A little more searching indicated that I needed to set environment variables to indicate whether the instrumentation data was what classified as sampled or instrumented. I decided to try again, but profiling with explicit instrumentation, rather than sampling.

>VsPerfCLREnv /traceon
Enabling VSPerf Trace Profiling of managed applications
(excluding allocation profiling).

Current Profiling Environment variables are:
COR_ENABLE_PROFILING=1
COR_PROFILER={6468ec6c-94bd-40d3-bd93-4414565dafbf}
COR_LINE_PROFILING=0
COR_GC_PROFILING=0
Rerunning the profiler, the instrumented executable and then stopping the profiler gave me a new .vsp file for processing.
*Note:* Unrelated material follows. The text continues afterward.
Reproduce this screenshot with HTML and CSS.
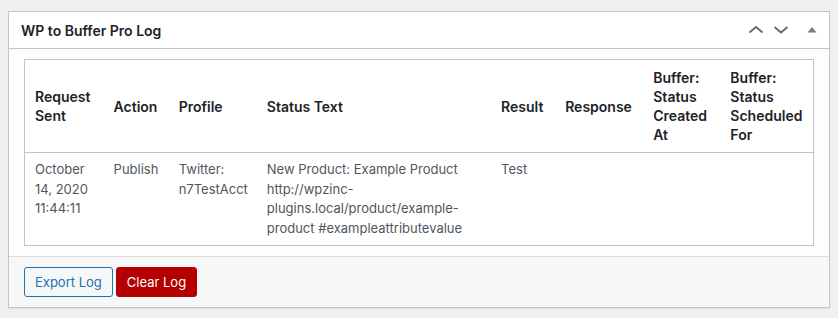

So I started the processing step again and waited..
>vsperfreport soulfu.vsp /summary:all

Microsoft (R) VSPerf Report Generator, Version 9.0.0.0
Copyright (C) Microsoft Corporation. All rights reserved.

File opened
Successfully opened the file.
A report file, soulfu_Header.csv, has been generated.
A report file, soulfu_MarksSummary.csv, has been generated.
A report file, soulfu_ProcessSummary.csv, has been generated.
A report file, soulfu_ThreadSummary.csv, has been generated.
I waited and waited. I left it going overnight, for over nine hours. It sat at around 50% usage of the CPU core it was running on for this entire time.


Next steps

At this point I gave up. Between the corrupt information shown by PerfConsole and the inability to generate .csv files for explicitly instrumentated profiling data I have wasted enough time on this. My next step is to just download Visual Studio 2010 Ultimate from MSDN and use that. I am going to have to waste more time rebuilding dependencies, but on the other hand I will get visual profiling tools and hopefully it will just work.